Development of speckle reduction technology in laser projection displays

Abstract

Lasers as illumination sources in displays have excellent features compared to lamps and Light Emitting Diodes (LEDs). Lasers have the following advantages: high luminance, small etendue, long lifetime, linear polarization, low power consumption and mercury free, and they can enable a wider color gamut. However, the highly temporal and spatial coherence of the laser introduces a grainy light intensity distribution known as speckle when the laser beam illuminates a rough screen, and the image quality on the screen, thus, will be degraded.

In line-scan and full-frame laser projectors, a widely used method to reduce speckle is by the temporal averaging of different speckle patterns during the human eye integration time (50 ms, typically). Spatially, this must be carried out when the size of the projection lens resolution element is smaller than that of one human eye resolution element. In general, a fast changing random diffuser in light propagations is introduced, which requires a motor working at high frequency to actuate the random diffuser. The research goal of this thesis is to develop novel speckle reduction methods and devices to replace the motor and to make the laser projectors more compact. We carried out the research in the following four parts:

In the method of polarization diversity, we built an experiment to obtain arbitrary rotation of the laser polarization, thereby finding the correlation between speckle intensities. We derived a generalized speckle contrast formula for the superposed speckle patterns. This formula further explored the theory of speckle contrast for the sum of correlated speckle intensities as it related to polarization diversity, and could be used to optimize speckle reduction.

In the method of a changing diffuser with random phase cells, several switchable diffraction gratings were positioned differently (by changing both orientation and frequency). The diffraction gratings worked together to produce dynamic diffraction laser beams onto a static random phase diffuser. Simulations were conducted in ZEMAX to maximize the speckle reduction efficiency.

In the method of a changing diffuser with deterministic orthogonal phase codes, we proposed using a two levels (-1 and +1 as variables) Orthogonal Array (OA) to generate a binary phase diffuser for speckle reduction in laser projection displays. Compared to Hadamard Matrix (HM), the diffuser generated from OA was more flexible. Speckle contrast when introducing the binary phase diffuser at an intermediate image plane within the projector was calculated, and the minimum speckle Contrast Ratio (CR) could be achieved by finite steps change of the diffuser’s patterns. By Kronecker algebra, the two-dimensional (2D) diffuser was replaced by two one-dimensional (1D) ones with the same function and they could be implemented into the laser projector electronically and easily. A MEMS mirror array actuated by the electrostatic force was designed and fabricated, and an Electro-optic (EO) Binary Phase Modulator (BPM) was proposed.

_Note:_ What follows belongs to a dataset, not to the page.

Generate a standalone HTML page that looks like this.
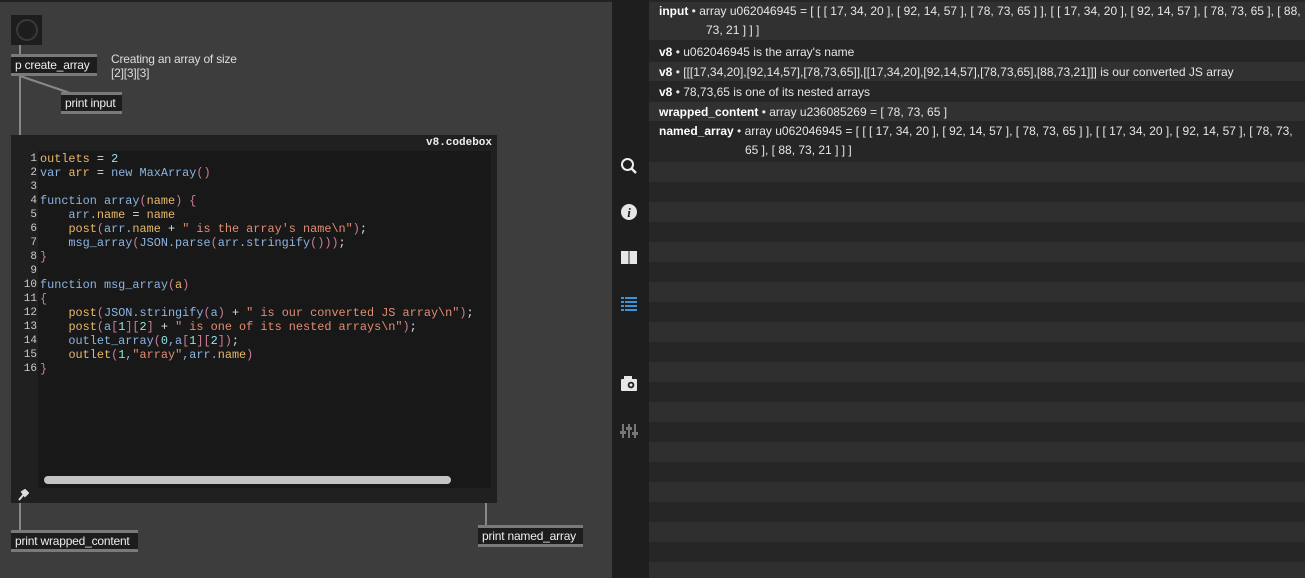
<!DOCTYPE html>
<html><head><meta charset="utf-8"><style>
*{margin:0;padding:0;box-sizing:border-box}
body{width:1305px;height:578px;background:#3d3d3d;position:relative;overflow:hidden;font-family:"Liberation Sans",sans-serif}
.abs{position:absolute}
.obj{position:absolute;background:#1d1d1d;border-top:3px solid #7a7a7a;border-bottom:3px solid #7a7a7a;color:#eee;font-size:12px;line-height:16px;padding:0 4px;white-space:nowrap;letter-spacing:-0.2px}
.code{font-family:"Liberation Mono",monospace;font-size:11.85px;line-height:14px;white-space:pre;color:#8db4e2}
.ln{font-family:"Liberation Mono",monospace;font-size:11px;line-height:14px;color:#ccc;text-align:right;white-space:pre}
.o{color:#e8b96a}.s{color:#e38d73}.n{color:#8fe3e3}.p{color:#cf7d9a}.w{color:#ddd}
.row{position:absolute;left:649px;width:656px;font-size:12px;line-height:20px;color:#e6e6e6;padding-left:10px;letter-spacing:0}
.row b{color:#fff}
.L{background:#313131}.D{background:#262626}
</style></head><body>
<div class="abs" style="left:0;top:0;width:1305px;height:2px;background:#222"></div>
<div class="abs" style="left:19px;top:45px;width:2px;height:12px;background:#888"></div>
<div class="abs" style="left:19px;top:75px;width:2px;height:62px;background:#888"></div>
<svg class="abs" style="left:0;top:0" width="120" height="100"><line x1="20" y1="76" x2="70" y2="93" stroke="#888" stroke-width="2"/></svg>
<div class="abs" style="left:11px;top:15px;width:31px;height:30px;background:#1d1d1d"></div>
<div class="abs" style="left:16px;top:19px;width:22px;height:22px;border:2px solid #3a3a3a;border-radius:50%"></div>
<div class="obj" style="left:11px;top:54px;width:86px">p create_array</div>
<div class="abs" style="left:111px;top:52px;color:#ddd;font-size:12px;line-height:14px;letter-spacing:-0.2px">Creating an array of size<br>[2][3][3]</div>
<div class="obj" style="left:61px;top:92px;width:61px">print input</div>
<div class="abs" style="left:11px;top:135px;width:486px;height:368px;background:#202020"></div>
<div class="abs" style="left:38px;top:151px;width:453px;height:337px;background:#181818"></div>
<div class="abs" style="left:426px;top:137px;color:#eee;font-family:'Liberation Mono',monospace;font-size:11px;font-weight:bold">v8.codebox</div>
<div class="ln abs" style="left:12px;top:152px;width:25px">1
2
3
4
5
6
7
8
9
10
11
12
13
14
15
16</div>
<div class="code abs" style="left:40px;top:152px"><span class="o">outlets</span> <span class="w">=</span> <span class="n">2</span>
var <span class="o">arr</span> <span class="w">=</span> new MaxArray<span class="p">()</span>

function array<span class="p">(</span><span class="o">name</span><span class="p">)</span> <span class="p">{</span>
    arr.<span class="o">name</span> <span class="w">=</span> <span class="o">name</span>
    <span class="o">post</span><span class="p">(</span>arr.<span class="o">name</span> <span class="w">+</span> <span class="s">" is the array's name\n"</span><span class="p">)</span><span class="w">;</span>
    msg_array<span class="p">(</span>JSON.parse<span class="p">(</span>arr.stringify<span class="p">()))</span><span class="w">;</span>
<span class="p">}</span>

function msg_array<span class="p">(</span><span class="o">a</span><span class="p">)</span>
<span class="p">{</span>
    <span class="o">post</span><span class="p">(</span>JSON.stringify<span class="p">(</span>a<span class="p">)</span> <span class="w">+</span> <span class="s">" is our converted JS array\n"</span><span class="p">)</span><span class="w">;</span>
    <span class="o">post</span><span class="p">(</span>a<span class="p">[</span><span class="n">1</span><span class="p">][</span><span class="n">2</span><span class="p">]</span> <span class="w">+</span> <span class="s">" is one of its nested arrays\n"</span><span class="p">)</span><span class="w">;</span>
    outlet_array<span class="p">(</span><span class="n">0</span>,a<span class="p">[</span><span class="n">1</span><span class="p">][</span><span class="n">2</span><span class="p">])</span><span class="w">;</span>
    <span class="o">outlet</span><span class="p">(</span><span class="n">1</span>,<span class="s">"array"</span>,arr.<span class="o">name</span><span class="p">)</span>
<span class="p">}</span></div>
<div class="abs" style="left:44px;top:476px;width:407px;height:8px;background:#c4c4c4;border-radius:4px"></div>
<svg class="abs" style="left:17px;top:489px" width="12" height="12"><path d="M2 11 L7 5 M5 3 L8 1 L11 4 L8 7 Z" stroke="#ddd" stroke-width="2" fill="#ddd"/></svg>
<div class="abs" style="left:19px;top:503px;width:2px;height:27px;background:#888"></div>
<div class="abs" style="left:485px;top:503px;width:2px;height:22px;background:#888"></div>
<div class="obj" style="left:11px;top:530px;width:127px">print wrapped_content</div>
<div class="obj" style="left:478px;top:525px;width:105px">print named_array</div>
<div class="abs" style="left:612px;top:0;width:37px;height:578px;background:#1e1e1e"></div>
<svg class="abs" style="left:620px;top:157px" width="20" height="20"><circle cx="7.5" cy="7.5" r="5.5" stroke="#eee" stroke-width="2" fill="none"/><line x1="11.5" y1="11.5" x2="16" y2="16" stroke="#eee" stroke-width="2.4"/></svg>
<svg class="abs" style="left:620px;top:203px" width="18" height="18"><circle cx="9" cy="9" r="8" fill="#e6e6e6"/><text x="9" y="14" font-family="Liberation Serif" font-style="italic" font-weight="bold" font-size="13" fill="#1e1e1e" text-anchor="middle">i</text></svg>
<div class="abs" style="left:621px;top:251px;width:16px;height:13px;background:#e6e6e6"></div>
<div class="abs" style="left:628px;top:251px;width:2px;height:13px;background:#888"></div>
<svg class="abs" style="left:621px;top:296px" width="16" height="16"><g fill="#3b94d9"><rect x="0" y="1" width="3" height="2"/><rect x="4" y="1" width="12" height="2"/><rect x="0" y="5" width="3" height="2"/><rect x="4" y="5" width="12" height="2"/><rect x="0" y="9" width="3" height="2"/><rect x="4" y="9" width="12" height="2"/><rect x="0" y="13" width="3" height="2"/><rect x="4" y="13" width="12" height="2"/></g></svg>
<svg class="abs" style="left:620px;top:375px" width="18" height="18"><rect x="1" y="4" width="16" height="12" rx="1" fill="#e6e6e6"/><rect x="4" y="1" width="8" height="4" fill="#e6e6e6"/><circle cx="11" cy="10" r="3.3" fill="#1e1e1e"/><circle cx="11" cy="10" r="1.5" fill="#e6e6e6"/></svg>
<svg class="abs" style="left:620px;top:422px" width="18" height="18"><g stroke="#777" stroke-width="2"><line x1="3" y1="2" x2="3" y2="16"/><line x1="9" y1="2" x2="9" y2="16"/><line x1="15" y1="2" x2="15" y2="16"/></g><g fill="#777"><rect x="0" y="9" width="6" height="3"/><rect x="6" y="5" width="6" height="3"/><rect x="12" y="10" width="6" height="3"/></g></svg>
<div class="abs" style="left:649px;top:0;width:656px;height:578px;background:#262626"></div>
<div class="row L" style="top:2px;height:38px"><div style="padding-left:47px;text-indent:-47px;line-height:19px"><b>input</b> • array u062046945 = [ [ [ 17, 34, 20 ], [ 92, 14, 57 ], [ 78, 73, 65 ] ], [ [ 17, 34, 20 ], [ 92, 14, 57 ], [ 78, 73, 65 ], [ 88, 73, 21 ] ] ]</div></div>
<div class="row D" style="top:42px;height:19px"><b>v8</b> • u062046945 is the array's name</div>
<div class="row L" style="top:62px;height:19px"><b>v8</b> • [[[17,34,20],[92,14,57],[78,73,65]],[[17,34,20],[92,14,57],[78,73,65],[88,73,21]]] is our converted JS array</div>
<div class="row D" style="top:82px;height:19px"><b>v8</b> • 78,73,65 is one of its nested arrays</div>
<div class="row L" style="top:102px;height:19px"><b>wrapped_content</b> • array u236085269 = [ 78, 73, 65 ]</div>
<div class="row D" style="top:122px;height:38px"><div style="padding-left:86px;text-indent:-86px;line-height:19px"><b>named_array</b> • array u062046945 = [ [ [ 17, 34, 20 ], [ 92, 14, 57 ], [ 78, 73, 65 ] ], [ [ 17, 34, 20 ], [ 92, 14, 57 ], [ 78, 73, 65 ], [ 88, 73, 21 ] ] ]</div></div>
<div class="abs" style="left:649px;top:162px;width:656px;height:416px;background:repeating-linear-gradient(#2f2f2f 0 20px,#262626 20px 40px)"></div>
</body></html>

In the method of angle diversity, a Microelectromechanical Systems (MEMS) scanning mirror and a Liquid Crystal (LC) Spatial Light Modulator (SLM), respectively, served to temporally change laser beams. Because of the introduction of a static diffuser, compound speckle formed on the projection screen. A characterization method to evaluate the compound speckle reduction efficiency was demonstrated for analysis and discussion, and the speckle contrast was reduced from 0.38 to 0.14 in a commercial laser projector.